**Your task**
In your copy, leave out the pictures; write out all the data exactly.

**Listed records**
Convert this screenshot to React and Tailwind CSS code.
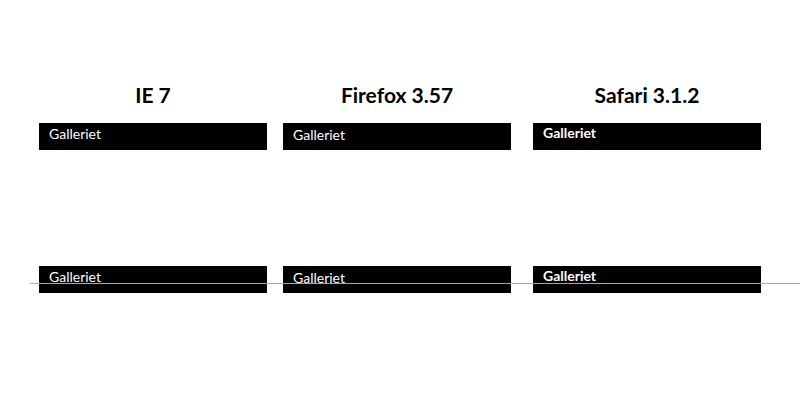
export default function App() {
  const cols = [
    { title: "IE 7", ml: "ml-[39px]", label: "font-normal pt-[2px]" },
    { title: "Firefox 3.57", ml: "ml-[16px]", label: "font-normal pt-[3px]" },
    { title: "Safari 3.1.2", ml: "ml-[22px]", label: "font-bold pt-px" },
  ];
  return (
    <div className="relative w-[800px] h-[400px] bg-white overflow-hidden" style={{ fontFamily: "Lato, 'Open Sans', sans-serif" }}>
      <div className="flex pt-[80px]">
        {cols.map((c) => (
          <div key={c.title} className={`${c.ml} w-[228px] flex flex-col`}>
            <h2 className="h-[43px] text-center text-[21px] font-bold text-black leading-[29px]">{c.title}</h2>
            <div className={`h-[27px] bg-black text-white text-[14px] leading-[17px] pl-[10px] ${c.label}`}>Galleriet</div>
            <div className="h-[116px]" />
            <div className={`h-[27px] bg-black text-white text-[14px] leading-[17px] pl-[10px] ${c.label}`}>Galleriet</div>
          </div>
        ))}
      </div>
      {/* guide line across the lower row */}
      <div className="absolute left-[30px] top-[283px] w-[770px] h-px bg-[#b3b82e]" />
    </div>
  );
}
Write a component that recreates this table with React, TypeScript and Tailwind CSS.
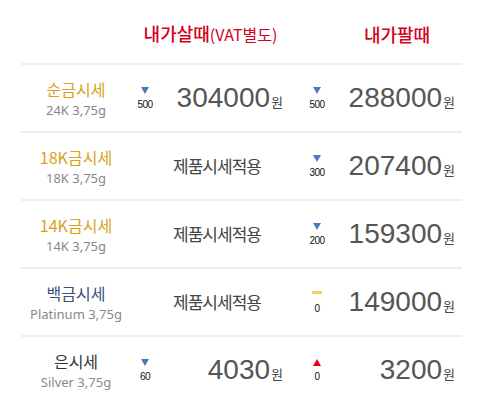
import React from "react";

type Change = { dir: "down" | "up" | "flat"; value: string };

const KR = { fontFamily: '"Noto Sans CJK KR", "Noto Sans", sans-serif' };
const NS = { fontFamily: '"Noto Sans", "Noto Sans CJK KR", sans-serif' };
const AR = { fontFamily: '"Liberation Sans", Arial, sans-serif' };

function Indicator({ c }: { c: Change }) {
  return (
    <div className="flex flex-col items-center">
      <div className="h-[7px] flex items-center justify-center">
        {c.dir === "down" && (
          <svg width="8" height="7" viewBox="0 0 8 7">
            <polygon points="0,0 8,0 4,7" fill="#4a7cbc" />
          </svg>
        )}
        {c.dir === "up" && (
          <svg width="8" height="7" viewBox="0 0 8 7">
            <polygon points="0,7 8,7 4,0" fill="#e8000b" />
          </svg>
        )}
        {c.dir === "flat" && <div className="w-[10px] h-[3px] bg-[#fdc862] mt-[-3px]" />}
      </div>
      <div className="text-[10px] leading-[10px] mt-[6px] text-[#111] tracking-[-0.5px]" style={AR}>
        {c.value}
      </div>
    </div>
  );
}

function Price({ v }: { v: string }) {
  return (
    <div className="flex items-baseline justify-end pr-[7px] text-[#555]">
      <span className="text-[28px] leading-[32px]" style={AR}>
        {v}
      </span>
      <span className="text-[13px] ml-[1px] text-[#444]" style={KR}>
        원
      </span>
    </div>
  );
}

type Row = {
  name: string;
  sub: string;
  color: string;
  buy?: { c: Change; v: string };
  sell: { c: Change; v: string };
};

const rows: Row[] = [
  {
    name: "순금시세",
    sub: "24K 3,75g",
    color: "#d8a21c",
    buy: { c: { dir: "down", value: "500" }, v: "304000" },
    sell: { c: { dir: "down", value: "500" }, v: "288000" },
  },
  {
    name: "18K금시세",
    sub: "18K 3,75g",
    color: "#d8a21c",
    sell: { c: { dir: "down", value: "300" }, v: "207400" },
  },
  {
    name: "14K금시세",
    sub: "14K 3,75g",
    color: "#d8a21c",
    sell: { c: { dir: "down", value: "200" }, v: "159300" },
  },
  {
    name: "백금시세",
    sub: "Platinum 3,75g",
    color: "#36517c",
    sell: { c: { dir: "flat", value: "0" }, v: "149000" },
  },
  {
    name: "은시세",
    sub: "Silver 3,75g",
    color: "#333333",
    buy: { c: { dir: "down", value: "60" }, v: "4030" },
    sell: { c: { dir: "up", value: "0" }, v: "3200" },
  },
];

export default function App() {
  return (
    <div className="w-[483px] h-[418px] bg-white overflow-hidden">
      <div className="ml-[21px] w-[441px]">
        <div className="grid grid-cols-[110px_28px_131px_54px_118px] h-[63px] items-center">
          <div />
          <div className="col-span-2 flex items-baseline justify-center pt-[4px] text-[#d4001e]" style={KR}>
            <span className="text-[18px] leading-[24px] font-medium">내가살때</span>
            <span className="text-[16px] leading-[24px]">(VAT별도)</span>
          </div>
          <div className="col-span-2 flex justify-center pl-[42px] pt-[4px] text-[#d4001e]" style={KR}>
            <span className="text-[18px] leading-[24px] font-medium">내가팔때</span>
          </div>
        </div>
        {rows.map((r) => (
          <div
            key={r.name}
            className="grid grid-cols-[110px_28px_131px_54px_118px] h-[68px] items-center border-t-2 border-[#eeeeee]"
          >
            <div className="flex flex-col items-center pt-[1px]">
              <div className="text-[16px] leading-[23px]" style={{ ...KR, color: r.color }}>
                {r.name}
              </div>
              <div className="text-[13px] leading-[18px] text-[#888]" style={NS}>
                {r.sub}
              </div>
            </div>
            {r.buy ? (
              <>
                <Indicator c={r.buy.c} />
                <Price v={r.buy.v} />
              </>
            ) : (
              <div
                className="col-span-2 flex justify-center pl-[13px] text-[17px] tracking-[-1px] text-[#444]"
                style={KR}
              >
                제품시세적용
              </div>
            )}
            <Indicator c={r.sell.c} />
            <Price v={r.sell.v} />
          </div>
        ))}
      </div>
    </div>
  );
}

**Exercise result**
Convert this screenshot to React and Tailwind CSS code.
export default function App() {
  const cols = [
    { title: "IE 7", ml: "ml-[39px]", label: "font-normal pt-[2px]" },
    { title: "Firefox 3.57", ml: "ml-[16px]", label: "font-normal pt-[3px]" },
    { title: "Safari 3.1.2", ml: "ml-[22px]", label: "font-bold pt-px" },
  ];
  return (
    <div className="relative w-[800px] h-[400px] bg-white overflow-hidden" style={{ fontFamily: "Lato, 'Open Sans', sans-serif" }}>
      <div className="flex pt-[80px]">
        {cols.map((c) => (
          <div key={c.title} className={`${c.ml} w-[228px] flex flex-col`}>
            <h2 className="h-[43px] text-center text-[21px] font-bold text-black leading-[29px]">{c.title}</h2>
            <div className={`h-[27px] bg-black text-white text-[14px] leading-[17px] pl-[10px] ${c.label}`}>Galleriet</div>
            <div className="h-[116px]" />
            <div className={`h-[27px] bg-black text-white text-[14px] leading-[17px] pl-[10px] ${c.label}`}>Galleriet</div>
          </div>
        ))}
      </div>
      {/* guide line across the lower row */}
      <div className="absolute left-[30px] top-[283px] w-[770px] h-px bg-[#b3b82e]" />
    </div>
  );
}
Write a component that recreates this table with React, TypeScript and Tailwind CSS.
import React from "react";

type Change = { dir: "down" | "up" | "flat"; value: string };

const KR = { fontFamily: '"Noto Sans CJK KR", "Noto Sans", sans-serif' };
const NS = { fontFamily: '"Noto Sans", "Noto Sans CJK KR", sans-serif' };
const AR = { fontFamily: '"Liberation Sans", Arial, sans-serif' };

function Indicator({ c }: { c: Change }) {
  return (
    <div className="flex flex-col items-center">
      <div className="h-[7px] flex items-center justify-center">
        {c.dir === "down" && (
          <svg width="8" height="7" viewBox="0 0 8 7">
            <polygon points="0,0 8,0 4,7" fill="#4a7cbc" />
          </svg>
        )}
        {c.dir === "up" && (
          <svg width="8" height="7" viewBox="0 0 8 7">
            <polygon points="0,7 8,7 4,0" fill="#e8000b" />
          </svg>
        )}
        {c.dir === "flat" && <div className="w-[10px] h-[3px] bg-[#fdc862] mt-[-3px]" />}
      </div>
      <div className="text-[10px] leading-[10px] mt-[6px] text-[#111] tracking-[-0.5px]" style={AR}>
        {c.value}
      </div>
    </div>
  );
}

function Price({ v }: { v: string }) {
  return (
    <div className="flex items-baseline justify-end pr-[7px] text-[#555]">
      <span className="text-[28px] leading-[32px]" style={AR}>
        {v}
      </span>
      <span className="text-[13px] ml-[1px] text-[#444]" style={KR}>
        원
      </span>
    </div>
  );
}

type Row = {
  name: string;
  sub: string;
  color: string;
  buy?: { c: Change; v: string };
  sell: { c: Change; v: string };
};

const rows: Row[] = [
  {
    name: "순금시세",
    sub: "24K 3,75g",
    color: "#d8a21c",
    buy: { c: { dir: "down", value: "500" }, v: "304000" },
    sell: { c: { dir: "down", value: "500" }, v: "288000" },
  },
  {
    name: "18K금시세",
    sub: "18K 3,75g",
    color: "#d8a21c",
    sell: { c: { dir: "down", value: "300" }, v: "207400" },
  },
  {
    name: "14K금시세",
    sub: "14K 3,75g",
    color: "#d8a21c",
    sell: { c: { dir: "down", value: "200" }, v: "159300" },
  },
  {
    name: "백금시세",
    sub: "Platinum 3,75g",
    color: "#36517c",
    sell: { c: { dir: "flat", value: "0" }, v: "149000" },
  },
  {
    name: "은시세",
    sub: "Silver 3,75g",
    color: "#333333",
    buy: { c: { dir: "down", value: "60" }, v: "4030" },
    sell: { c: { dir: "up", value: "0" }, v: "3200" },
  },
];

export default function App() {
  return (
    <div className="w-[483px] h-[418px] bg-white overflow-hidden">
      <div className="ml-[21px] w-[441px]">
        <div className="grid grid-cols-[110px_28px_131px_54px_118px] h-[63px] items-center">
          <div />
          <div className="col-span-2 flex items-baseline justify-center pt-[4px] text-[#d4001e]" style={KR}>
            <span className="text-[18px] leading-[24px] font-medium">내가살때</span>
            <span className="text-[16px] leading-[24px]">(VAT별도)</span>
          </div>
          <div className="col-span-2 flex justify-center pl-[42px] pt-[4px] text-[#d4001e]" style={KR}>
            <span className="text-[18px] leading-[24px] font-medium">내가팔때</span>
          </div>
        </div>
        {rows.map((r) => (
          <div
            key={r.name}
            className="grid grid-cols-[110px_28px_131px_54px_118px] h-[68px] items-center border-t-2 border-[#eeeeee]"
          >
            <div className="flex flex-col items-center pt-[1px]">
              <div className="text-[16px] leading-[23px]" style={{ ...KR, color: r.color }}>
                {r.name}
              </div>
              <div className="text-[13px] leading-[18px] text-[#888]" style={NS}>
                {r.sub}
              </div>
            </div>
            {r.buy ? (
              <>
                <Indicator c={r.buy.c} />
                <Price v={r.buy.v} />
              </>
            ) : (
              <div
                className="col-span-2 flex justify-center pl-[13px] text-[17px] tracking-[-1px] text-[#444]"
                style={KR}
              >
                제품시세적용
              </div>
            )}
            <Indicator c={r.sell.c} />
            <Price v={r.sell.v} />
          </div>
        ))}
      </div>
    </div>
  );
}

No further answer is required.